MEKKAH – Perlakuan berbeda yang diterima khusus oleh jamaah hasi asal DKI Jakarta membuat resah jamaah lain. Untuk itu meski mereka mendapat layanan khusus karena menggunakan dana APBD Pemda DKI Jakarta, bentuk layanan yang ada hendaknya ke depan perlu dipikirkan ulang. Ini penting agar jamaah haji lain tak merasa dianaktirikan.
“Kami tahu fasiltas makan selama di Makkah dan angkutan bus khusus itu di danai APBD DKI Jakarta. Tapi kami harapkan perlu diformat ulang karena membuat cemburu jamaah lain. Ini masalahnya. Kami selalu dianggap lebih mengkhususkan mereka,” kata Kepala Daerah Kerja (Daker) Makkah, Arsyad Hidayat.
Menurut Arsyad, keluhan ini pun sudah disampaikannya kepada anggota DPD. Untuk itu ke depan soal ini diharapkan segara ada penyelesaian atau jalan keluarnya secara baik. Pemberian fasilitas lain tampaknya bisa dijadian alternatif.
“Untuk biaya uang makan dan angkutan yang selama ini dibayar oleh Pemda DKI, bisa ditukarkan dengan pemberian fasilitas penginapan yang lebih baik kepada para jamaahnya. Misalnya gedungnya menjadi lebih bagus dan dekat ke Masjidil Haram. Ini lebih bijak sebab tidak menimbulkan sikap iri dari jamaah lain. Atau juga bisa berbentuk uang tunai sebagai pengganti pemberian makanan tersebut,” katanya.
Menurut dia, pemberian fasilitas ini jelas menimbulkan masalah. Apalagi banyak jamaah asal dari luar DKI yang sama-sama bergabung dalam satu kelompok terbang (Kloter) dan satu gedung pemondokan dengan mereka. Jadi sangat terasa ganjil ketika ada orang yang diberlakukan berbeda, meski tinggal dalam satu rombongan yang sama.

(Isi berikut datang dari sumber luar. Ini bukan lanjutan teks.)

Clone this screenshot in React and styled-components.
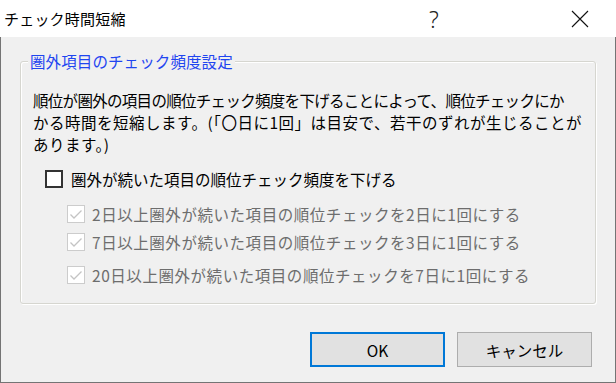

“Kami sering diprotes jamaah lain atas soal ini. Dalam soal bus misalnya, ada anggota jamaah DKI yang tinggal bersama rombongan lain dijemput bus sedangkan jamaah lain satu kloter yang tidak mendapatkan fasilitas itu karena berasal dari Lampung atau Banten. Celakanya ketika penumpang lain mau ikut naik ke bus, mereka pun dilarang,” katanya.
Anggota Dewan Perwakilan Daerah (DPD) asal Gorontalo, Rachmiyati Jahja, sepakat atas usulan tersebut. Menurut dia adanya fasilitas khusus yang didapat oleh jamaah haji dari daerah tertentu memang tak boleh menimbulkan sikap iri dari jamaah lain.
“Pemda kami di Gorontalo juga punya alokasi dana untuk jamaah hajinya. Tapi dana yang diberikan itu tidak diwujudkan seperti yang terjadi pada jamaah DKI Jakarta. Dana APDB yang kami alokasikan itu diberikan untuk menghajikan para imam masjid yang ada di wilayah kami yang berusia lanjut dan tak mampu berhaji. Jadi layanan khusus di dalam memberikan fasilitas kepada jamaah haji memang perlu dilakukan dengan bijak,” katanya.
Selain jamaah haji DKI Jakarta sebenarnya ada juga jamaah lain yang mendapatkan perlakuan khusus selama tinggal di Makkah. Mereka adalah jamaah asal Provinsi Nanggroe Aceh Darussalam yang masing-masing mendapatkan uang senilai 1.500 real setibanya di Makkah.
Namun berbeda dengan DKI Jakarta, uang yang diterima oleh jamaah haji asal Aceh yang jumlahnya mencapai 5.000 orang itu bukan berasal dari kas pemda. Uang itu merupakan hasil dari usaha tanah wakaf yang selama ini dipunyai oleh jamaah haji asal Aceh yang berada di Makkah.
“Siapapun jamaah haji asal Aceh akan mendapat kartu yang nanti ketika di Makkah akan ditukarkan dengan uang 1.500 real. Dan ini uang khusus kepada jamaah asal embarkasi Aceh saja.Orang Aceh yang berangkat dari embarkasi lain tidak mendapatlannya,” kata jamaah asal Aceh, Nasruddin.